■ **Stated task**:
Copy each line exactly. Drop every picture.

■ **Source data**:
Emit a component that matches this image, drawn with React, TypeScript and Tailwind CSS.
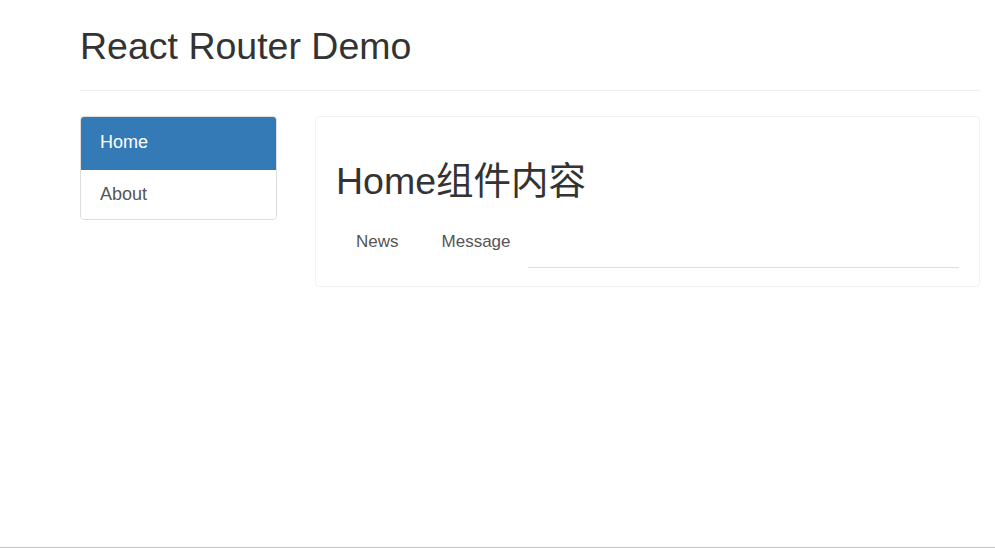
const navItems = ['Home', 'About'];
const tabs = ['News', 'Message'];

export default function App() {
  return (
    <main className="h-[548px] border-b border-[#c4c4c4] bg-white font-['Liberation_Sans','Noto_Sans_CJK_SC',sans-serif] text-[#333]">
      <div className="pl-[80px] pr-[15px]">
        <div className="border-b border-[#eee] pb-[19px] pt-[21px]">
          <h2 className="text-[37.5px] leading-[50px]">React Router Demo</h2>
        </div>

        <div className="mt-[25px] flex gap-[38px]">
          <div className="flex w-[197px] flex-col self-start overflow-hidden rounded-[4px] border border-[#ddd]">
            {navItems.map((item, i) => (
              <a
                key={item}
                className={
                  i === 0
                    ? 'h-[53px] bg-[#337ab7] pl-[19px] pt-[15px] text-[18px] leading-[20px] text-white'
                    : 'h-[49px] bg-white pl-[19px] pt-[14px] text-[18px] leading-[20px] text-[#555]'
                }
              >
                {item}
              </a>
            ))}
          </div>

          <div className="h-[171px] flex-1 rounded-[4px] border border-[#f3f3f3] px-[20px] pt-[44px]">
            <h2 className="text-[37.5px] leading-[40px] text-[#333]">Home组件内容</h2>
            <div className="mt-[22px] flex text-[17px] leading-[20px]">
              {tabs.map((tab) => (
                <a
                  key={tab}
                  className="mr-[3px] rounded-t-[4px] px-[20px] pb-[16px] pt-[9px] text-[#555]"
                >
                  {tab}
                </a>
              ))}
              <div className="-ml-[6px] flex-1 border-b border-[#ddd]" />
            </div>
          </div>
        </div>
      </div>
    </main>
  );
}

■ **The result**:
Emit a component that matches this image, drawn with React, TypeScript and Tailwind CSS.
const navItems = ['Home', 'About'];
const tabs = ['News', 'Message'];

export default function App() {
  return (
    <main className="h-[548px] border-b border-[#c4c4c4] bg-white font-['Liberation_Sans','Noto_Sans_CJK_SC',sans-serif] text-[#333]">
      <div className="pl-[80px] pr-[15px]">
        <div className="border-b border-[#eee] pb-[19px] pt-[21px]">
          <h2 className="text-[37.5px] leading-[50px]">React Router Demo</h2>
        </div>

        <div className="mt-[25px] flex gap-[38px]">
          <div className="flex w-[197px] flex-col self-start overflow-hidden rounded-[4px] border border-[#ddd]">
            {navItems.map((item, i) => (
              <a
                key={item}
                className={
                  i === 0
                    ? 'h-[53px] bg-[#337ab7] pl-[19px] pt-[15px] text-[18px] leading-[20px] text-white'
                    : 'h-[49px] bg-white pl-[19px] pt-[14px] text-[18px] leading-[20px] text-[#555]'
                }
              >
                {item}
              </a>
            ))}
          </div>

          <div className="h-[171px] flex-1 rounded-[4px] border border-[#f3f3f3] px-[20px] pt-[44px]">
            <h2 className="text-[37.5px] leading-[40px] text-[#333]">Home组件内容</h2>
            <div className="mt-[22px] flex text-[17px] leading-[20px]">
              {tabs.map((tab) => (
                <a
                  key={tab}
                  className="mr-[3px] rounded-t-[4px] px-[20px] pb-[16px] pt-[9px] text-[#555]"
                >
                  {tab}
                </a>
              ))}
              <div className="-ml-[6px] flex-1 border-b border-[#ddd]" />
            </div>
          </div>
        </div>
      </div>
    </main>
  );
}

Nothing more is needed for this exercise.